The film then flashes back to a critical moment, where Peter announces that he is in the first stages of Parkinson’s disease and will have to replaced as cellist for the group. Peter’s deliberate retirement sparks off a heated conflict between Robert and Jules about Robert’s wish to be more than the “second violinist” of the quartet, eventually leading to Robert getting into an extramarital affair.

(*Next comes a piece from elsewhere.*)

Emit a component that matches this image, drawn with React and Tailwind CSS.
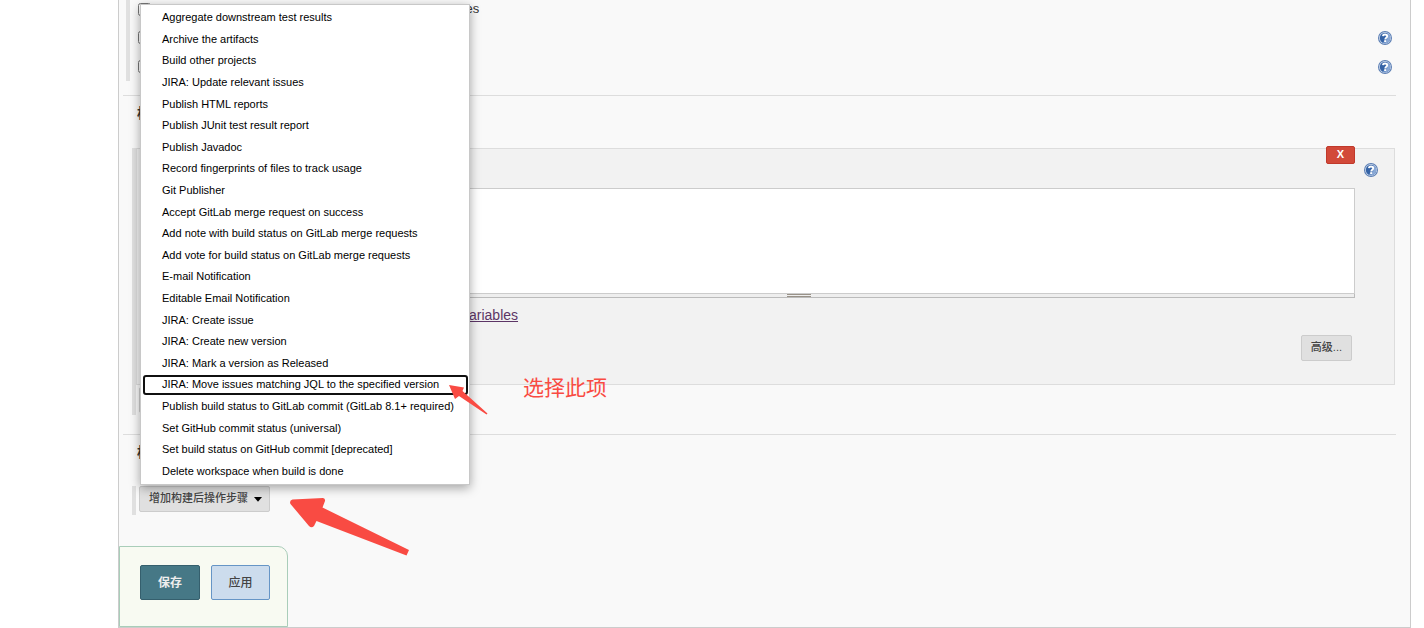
import React from "react";

const postBuildActions = [
  "Aggregate downstream test results",
  "Archive the artifacts",
  "Build other projects",
  "JIRA: Update relevant issues",
  "Publish HTML reports",
  "Publish JUnit test result report",
  "Publish Javadoc",
  "Record fingerprints of files to track usage",
  "Git Publisher",
  "Accept GitLab merge request on success",
  "Add note with build status on GitLab merge requests",
  "Add vote for build status on GitLab merge requests",
  "E-mail Notification",
  "Editable Email Notification",
  "JIRA: Create issue",
  "JIRA: Create new version",
  "JIRA: Mark a version as Released",
  "JIRA: Move issues matching JQL to the specified version",
  "Publish build status to GitLab commit (GitLab 8.1+ required)",
  "Set GitHub commit status (universal)",
  "Set build status on GitHub commit [deprecated]",
  "Delete workspace when build is done",
];

const selectedAction = "JIRA: Move issues matching JQL to the specified version";

function HelpButton() {
  return (
    <button type="button" aria-label="Help" className="block size-4 shrink-0">
      <svg viewBox="0 0 16 16" className="size-4">
        <circle cx="8" cy="8" r="7" fill="#5a7db3" />
        <circle cx="8" cy="8" r="6" fill="#c9d7ea" />
        <circle cx="8" cy="8" r="5.2" fill="#3563a6" />
        <path d="M10 3.200A5.200 5.200 0 0 1 8 13.200C7 13.200 6 12.800 5.200 12.200C9 11 10.500 8 10 3.200z" fill="#6f94c9" />
        <path d="M10 3.200A5.200 5.200 0 0 1 8 13.200C10.500 11 11.500 7 10 3.200z" fill="#89a8d5" />
        <path d="M5.800 6.200C6 4.900 6.900 4.500 8 4.500c1.400 0 2.200.700 2.200 1.700 0 1.500-2 1.600-2 3.200" fill="none" stroke="#fff" strokeWidth="1.800" />
        <rect x="7.200" y="10.200" width="2" height="1.800" fill="#fff" />
      </svg>
    </button>
  );
}

function GreyButton({ children, className = "px-[9px]" }) {
  return (
    <button
      type="button"
      className={
        "flex h-[26px] items-center rounded-[2px] border border-[#ccc] bg-[#e0e0e0] text-[11px] font-medium text-[#444] " +
        className
      }
    >
      {children}
    </button>
  );
}

function ActionMenu() {
  return (
    <div
      role="menu"
      className="absolute bottom-full left-px z-10 mb-px flex h-[481px] w-[330px] flex-col border border-[#c8c8c8] bg-white py-[2px] pr-px pl-[2px] shadow-[0_3px_10px_rgba(0,0,0,0.35)]"
    >
      {postBuildActions.map((name) => (
        <button
          key={name}
          type="button"
          role="menuitem"
          className={
            "my-px flex flex-1 items-center rounded-[3px] border-2 px-[17px] text-left text-[11px] leading-none whitespace-nowrap text-black " +
            (name === selectedAction ? "border-[#101010]" : "border-transparent")
          }
        >
          {name}
        </button>
      ))}
    </div>
  );
}

export default function App() {
  return (
    <div className="relative bg-white pr-[13px] pl-[118px] font-['Liberation_Sans','Noto_Sans_CJK_SC',sans-serif] text-sm text-[#333]">
      <main className="border-x border-b border-[#ccc] bg-[#f9f9f9]">
        <section className="mr-[14px] ml-1 border-b border-[#ddd] pb-[14px]">
          <div className="ml-[3px] border-l-4 border-[#e0e0e0] pr-[3px] pl-2">
            <div className="flex h-[23px] items-center gap-4 pb-[5px] text-[13px]">
              <input id="inject" type="checkbox" className="m-0 size-[13px]" />
              <label htmlFor="inject">Inject passwords to the build as environment variables</label>
            </div>
            <div className="flex h-[29px] items-center justify-between">
              <input type="checkbox" aria-label="Inspect build log" className="m-0 size-[13px]" />
              <HelpButton />
            </div>
            <div className="flex h-[29px] items-center justify-between">
              <input type="checkbox" aria-label="With Ant" className="m-0 size-[13px]" />
              <HelpButton />
            </div>
          </div>
        </section>

        <section className="mr-[14px] ml-1 border-b border-[#ddd] pb-[19px]">
          <h2 className="flex h-[52px] items-start pt-[7px] pl-[14px] text-sm font-bold">构建</h2>
          <div className="ml-[9px] border-l-4 border-[#e0e0e0] pr-px pb-[2px]">
            <div className="border border-[#ddd] bg-[#f2f2f2]">
              <div className="flex h-[39px] items-start justify-end pr-[15px]">
                <div className="-mt-[3px] flex items-start gap-2">
                  <button
                    type="button"
                    className="h-[18px] w-[29px] rounded-[2px] border border-[#c0392b] bg-[#d24939] pb-px text-[11px] leading-none font-bold text-white"
                  >
                    X
                  </button>
                  <div className="pt-4">
                    <HelpButton />
                  </div>
                </div>
              </div>
              <div className="mr-[39px] ml-[106px]">
                <textarea
                  aria-label="命令"
                  className="block h-[106px] w-full resize-none border border-[#ccc] bg-white"
                />
                <div className="flex h-1 justify-center border-x border-b border-[#bbb] bg-[#eee]">
                  <div className="h-[3px] w-6 border-y border-[#999288]" />
                </div>
              </div>
              <p className="ml-[93px] flex h-[34px] items-center gap-1">
                查看
                <a href="#env" className="text-[#5c3566] underline">
                  the list of available environment variables
                </a>
              </p>
              <div className="flex justify-end pt-[3px] pr-[42px] pb-[23px]">
                <GreyButton>高级...</GreyButton>
              </div>
            </div>
            <div className="ml-[3px] pt-[2px]">
              <GreyButton>增加构建步骤</GreyButton>
            </div>
          </div>
        </section>

        <section className="mr-[14px] ml-1 pb-[31px]">
          <h2 className="flex h-[51px] items-start pt-[7px] pl-[14px] text-sm font-bold">构建后操作</h2>
          <div className="ml-[9px] flex border-l-4 border-[#e0e0e0] pb-[3px] pl-[3px]">
            <div className="relative">
              <GreyButton className="gap-[6px] pr-[7px] pl-[9px]">
                增加构建后操作步骤
                <svg viewBox="0 0 8 5" className="h-[5px] w-2">
                  <path d="M0 0h8L4 4.800z" fill="#000" />
                </svg>
              </GreyButton>
              <ActionMenu />
            </div>
          </div>
        </section>

        <footer className="flex h-[81px] w-[169px] items-start gap-[11px] rounded-tr-[10px] border border-[#a9cdb9] bg-[#f8faf2] pt-[18px] pl-5 text-xs font-bold">
          <button type="button" className="h-[35px] w-[60px] rounded-[2px] border border-[#355f6d] bg-[#467886] text-[#eee]">
            保存
          </button>
          <button type="button" className="h-[35px] w-[59px] rounded-[2px] border border-[#6695c6] bg-[#ccdced] font-medium text-[#444]">
            应用
          </button>
        </footer>
      </main>

      <svg viewBox="0 0 40 32" className="absolute top-[384px] left-[448px] z-20 h-8 w-10" aria-hidden="true">
        <path d="M1 1L16 3.500L14.500 7L39.500 29.500L38.500 30.500L11 12L7 15z" fill="#f94b43" />
      </svg>
      <svg viewBox="0 0 120 60" className="absolute top-[496px] left-[289px] z-20 h-[60px] w-[120px]" aria-hidden="true">
        <path
          d="M3.500 3.500L34 2Q36.500 2.500 36 5L33.500 11.500L120 54L117.500 59.500L27.500 25L25 30Q22.500 32.500 20 30L1.500 8Q0 4.500 3.500 3.500z"
          fill="#f94b43"
        />
      </svg>
      <span className="absolute top-[373px] left-[523px] z-20 text-[21px] leading-[30px] text-[#f94b43]">选择此项</span>
    </div>
  );
}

Meanwhile, Robert and Jules’s daughter Alex (Imogen Poots, “Fright Night”), an upcoming violinist in the footsteps of her parents, also begins having an affair with her mentor.
“A Late Quartet,” with its lush, sweeping classical music score by Angelo Badalamenti (a frequent collaborator with David Lynch on soundtracks for “Blue Velvet” and “Mulholland Drive”) is a drama that examines the difficulty a group of musicians have in keeping together in old age.
Walken gives a tragic, if compelling, performance as a man who begins to experience the first painful pangs of Parkinson’s but remains the central heart of the group who keeps them together.
Hoffman and Keener also give rather melodramatic performances, but they are believable as a couple whose marriage is on the rocks.
Most of the movie is filmed in close-up, which emphasizes the drama of the piece, save for a few obvious establishing shots of the city. The crisp cinematography is thanks to veteran cinematographer Frederick Elmes (“Blue Velvet”).
This is Silberman’s first feature film (his previous feature, “Watermarks,” was a documentary about a swim team during WWII). While he does not offer anything quite new in terms of how a conflict threatens to override a group of tightly bound musicians, the way the actors truly deliver heartfelt performances makes it rise above the material written.
Though the age of the characters makes it seem like the film is aimed at an older audience, its message about how drama can both divide and unite people is universal.